STAFF FEAR HER WRATH
One of Wintour’s former assistants recalled that ‘you definitely did not ride the elevator with her, and you definitely couldn’t say anything to her’. A biographer said she would ‘drag staff back from lunch’ to redo their work and rule with an iron fist at ‘horribly tense editorial meetings’.
One anecdote says that Wintour would not be denied when a photographer failed to give her a piece of film – assigning a junior reporter to go through trash bags and recover it.
MET GALA MICRO-MANAGEMENT
Vogue organizes the glitzy annual Met Gala in New York City but the high-society bash is subject to Wintour’s strict rules – including a ban on taking selfies, a ban on serving onions to prevent bad breath, and tight control over the seating plan.
EDITOR ‘FROZEN OUT’
Former Vogue editor André Leon Talley claims in a new memoir that he was dropped from Wintour’s circle because he ‘suddenly became too old, overweight, and uncool’ for her. He nonetheless says the book is ‘in many ways a love letter’ to her.

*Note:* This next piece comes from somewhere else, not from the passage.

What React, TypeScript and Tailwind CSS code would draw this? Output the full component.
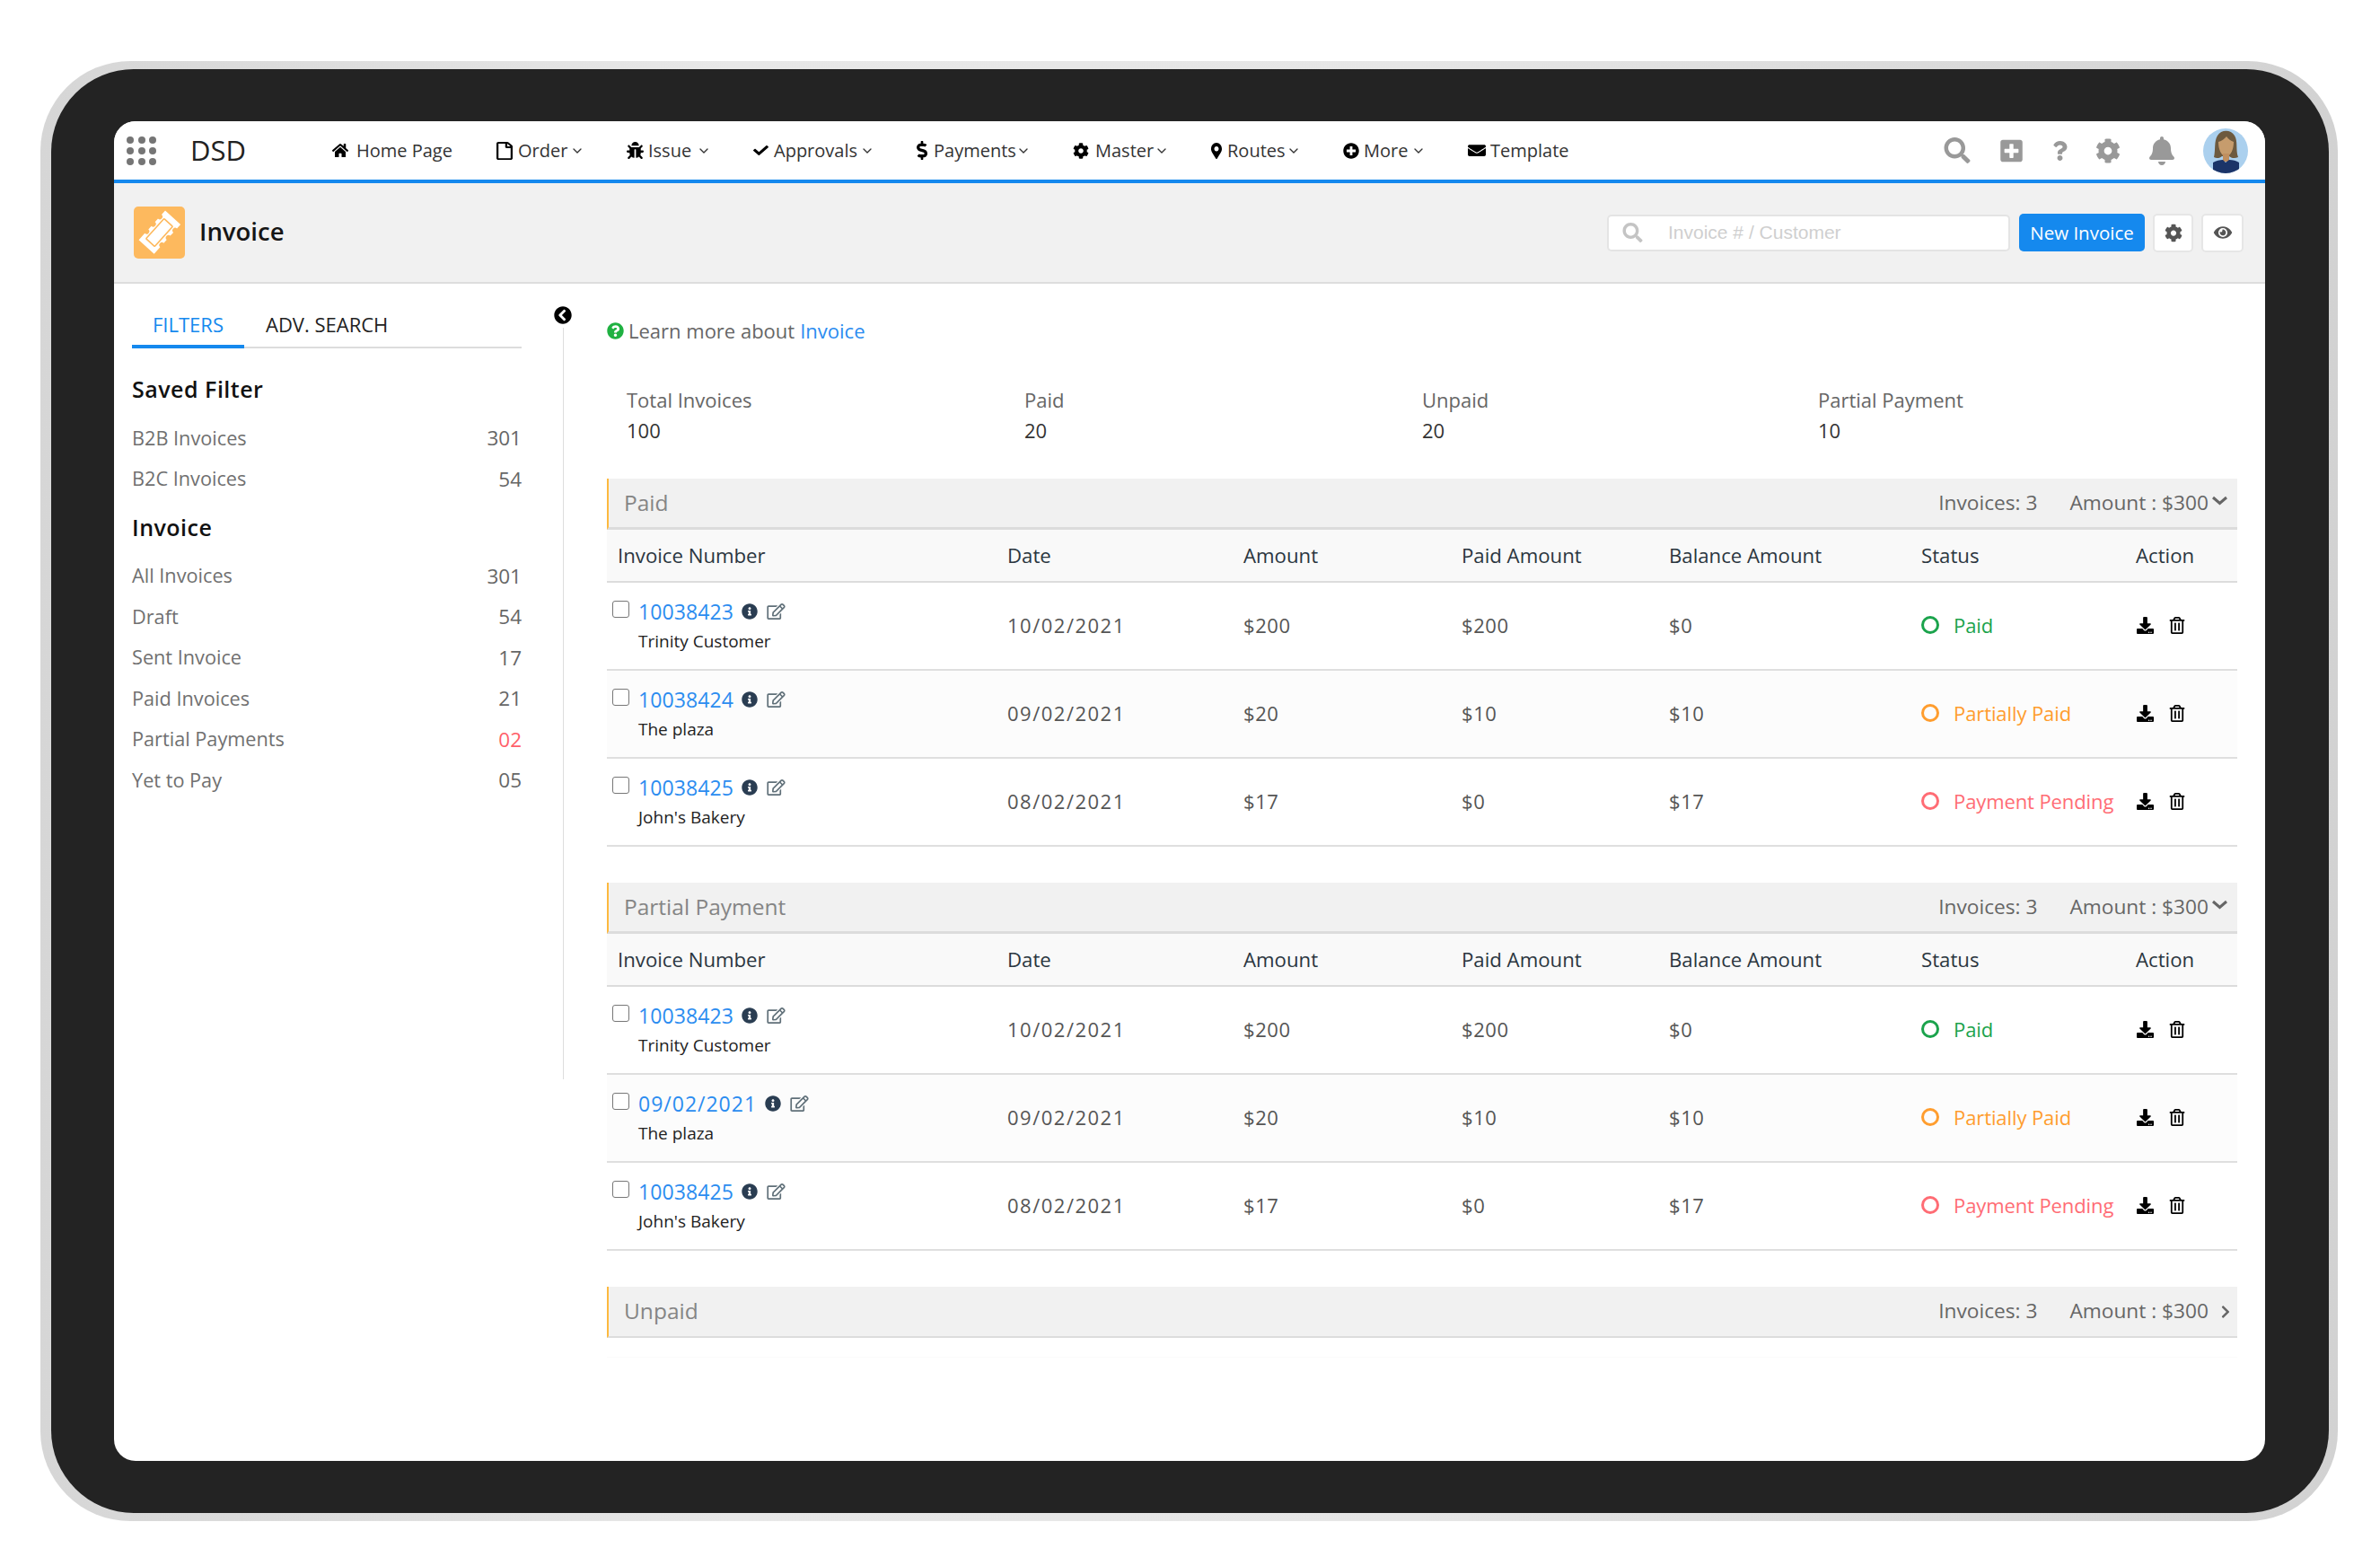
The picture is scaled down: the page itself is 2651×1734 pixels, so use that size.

Fashion writer Plum Sykes once told a BBC documentary that the clothes that Vogue staffers would wear at work ‘are clothes that most people would wear on their most glamorous night out of the year’, saying that if she went into Wintour’s office ‘I would need to wear high heels and look groomed’.
In 2004, Wintour was ordered to pay $140,000 to a New York state compensation board after allegedly failing to provide insurance coverage to an employee, according to reports at the time.
Wintour was quoted in Alastair Campbell’s 2015 book Winners And How They Succeed as saying that ‘everyone should be sacked at least once in their career because perfection doesn’t exist’.